PIPILOTTI RISTI’m Not The Girl That Misses Much, 1986, still from single-channel video with sound and color: 5 min. Courtesy the artist, Hauser & Wirth, Zürich, and Luhring Augustine, New York.

When did you start to think that having the audience sit or lay on the floor would be an appropriate way to view your work?

It happened gradually. But I always thought it was important that the visitor brings their body to the museum. You must physically go to the museum and share the rooms and the experiences with others.

You said that every living room is like a white cube and that you prefer for a home to look like a filled museum. What about your own place?  

I live in Zurich and the house is made from an unpainted but beautiful pressed wood, which is also used to make transport crates—I do not have a single white wall. It makes no sense to use the walls for a TV, which is switched off most of the time. My television is mounted on the ceiling, so I lay down to watch television.

PIPILOTTI RIST, Sip My Ocean, 1996still from two-channel video and sound installation with carpet: 10 min 22 sec, dimensions variable. Courtesy the artist, Hauser & Wirth, Zürich, and Luhring Augustine, New York.

Installation view of PIPILOTTI RIST’s Sip My Ocean, 1996, two-channel video and sound installation with carpet, dimensions variable, at Arizona State University Art Museum, Phoenix, 2002. Photo by John D. Spiak.
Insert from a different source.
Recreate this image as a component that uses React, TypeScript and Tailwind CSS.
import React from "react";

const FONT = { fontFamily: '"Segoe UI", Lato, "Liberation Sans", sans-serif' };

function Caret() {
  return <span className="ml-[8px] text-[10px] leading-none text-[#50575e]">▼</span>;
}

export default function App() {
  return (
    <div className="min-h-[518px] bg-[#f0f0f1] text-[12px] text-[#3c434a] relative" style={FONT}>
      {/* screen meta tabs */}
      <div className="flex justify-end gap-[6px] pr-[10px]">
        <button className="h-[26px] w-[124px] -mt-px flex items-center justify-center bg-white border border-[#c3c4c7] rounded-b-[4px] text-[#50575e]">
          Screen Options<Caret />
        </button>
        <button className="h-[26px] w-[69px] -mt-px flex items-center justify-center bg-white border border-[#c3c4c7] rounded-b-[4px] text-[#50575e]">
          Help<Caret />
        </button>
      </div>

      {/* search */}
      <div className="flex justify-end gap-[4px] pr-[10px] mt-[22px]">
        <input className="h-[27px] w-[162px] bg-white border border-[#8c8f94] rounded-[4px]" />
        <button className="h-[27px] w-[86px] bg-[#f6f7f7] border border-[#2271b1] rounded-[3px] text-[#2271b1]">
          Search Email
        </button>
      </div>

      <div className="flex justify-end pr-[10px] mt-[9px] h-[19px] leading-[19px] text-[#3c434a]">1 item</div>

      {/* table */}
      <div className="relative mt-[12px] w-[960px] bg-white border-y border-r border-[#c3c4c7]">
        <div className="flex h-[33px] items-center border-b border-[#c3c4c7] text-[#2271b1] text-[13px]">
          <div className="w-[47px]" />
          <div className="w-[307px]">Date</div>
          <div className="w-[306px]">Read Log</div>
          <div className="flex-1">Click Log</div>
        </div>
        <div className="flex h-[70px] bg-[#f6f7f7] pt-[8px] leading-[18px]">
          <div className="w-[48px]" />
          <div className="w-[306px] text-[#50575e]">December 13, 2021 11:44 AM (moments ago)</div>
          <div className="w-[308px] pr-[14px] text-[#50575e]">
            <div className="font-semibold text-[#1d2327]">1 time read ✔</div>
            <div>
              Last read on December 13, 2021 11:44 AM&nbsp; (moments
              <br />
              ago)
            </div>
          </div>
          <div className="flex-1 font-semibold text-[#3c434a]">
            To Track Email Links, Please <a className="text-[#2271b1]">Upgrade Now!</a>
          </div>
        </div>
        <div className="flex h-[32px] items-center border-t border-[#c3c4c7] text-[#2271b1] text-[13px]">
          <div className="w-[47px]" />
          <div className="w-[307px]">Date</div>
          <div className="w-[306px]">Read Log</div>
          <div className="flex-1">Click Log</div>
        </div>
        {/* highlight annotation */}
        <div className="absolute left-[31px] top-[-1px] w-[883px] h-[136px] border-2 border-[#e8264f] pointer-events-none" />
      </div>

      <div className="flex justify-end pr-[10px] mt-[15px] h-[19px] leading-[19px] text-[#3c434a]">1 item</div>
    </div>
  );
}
Courtesy the artist, Hauser & Wirth, Zürich, and Luhring Augustine, New York.

When you began making videos and films you said you didnt mean to only deal with the female body, but you quickly became identified with feminism. Has this stayed with you?

Of course, I am a feminist in a political sense but in private I don’t have to be a feminist because I am not surrounded by arseholes. I don’t always want to press on the subject because it can become selfish if you talk too much about the rights of your own group.

There is a preoccupation in your films with flesh, grass, water and nature. Are you obsessed with flesh?

Yes, from the inside and the outside. It is the skin that keeps us and contains us as an animal and it is that which we share with everyone. For me, there are constant revelations in nature.

“Pipilotti Rist: Sip My Ocean” is on view at the Museum of Contemporary Art Australia, Sydney, from November 1, 2017 to February 18, 2018.